Flash released three albums in 1972-73, but bad vibes between Banks and the rest of the band led to a break up by the end of ’73.

Today’s SotW is “Black and White” from their middle album – In the Can.

“Black and White” is a showcase for Banks’ stellar guitar work. At 12 minutes, the cut risks becoming boring – but that never happens. The playing, singing and thematic changes keep it interesting throughout.

Keith Gordon posted this description of the song on his blog — That Devil Music: classic rock & blues remembered… – in 2013:

A wildcat reading of “Black And White,” from Flash’s sophomore effort In The Can, opens with Hough’s spry drumbeats atop which Banks layers on swirling, prog-psych guitar textures. A twelve-minute opus, the song is the perfect showcase for both the band’s individual talents and immense chemistry.

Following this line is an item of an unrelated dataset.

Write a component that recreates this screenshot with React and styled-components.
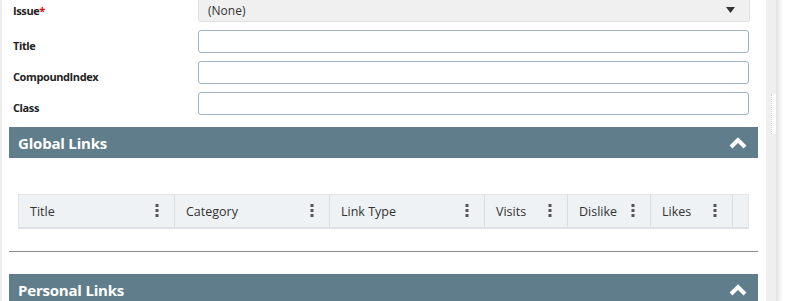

The odd man out may be vocalist Colin Carter, who is too frequently (and unfairly) compared to Jon Anderson of Yes when, in fact, he has his own distinctive style. “Black And White” is as much a display of Carter’s impressive vocal gymnastics as it is for the guitar or percussion and, at nearly a quarter-hour of playing time, there’s a lot of virtuoso sounds emanating from the grooves.

Flash also produced a couple of noteworthy LP covers that would not fly today given the current sensitivity to the #MeToo movement. One showed a woman’s panties and another displayed hair falling over a shoulder, barely concealing a naked breast. (Both were far more provocative when the gatefold was opened!)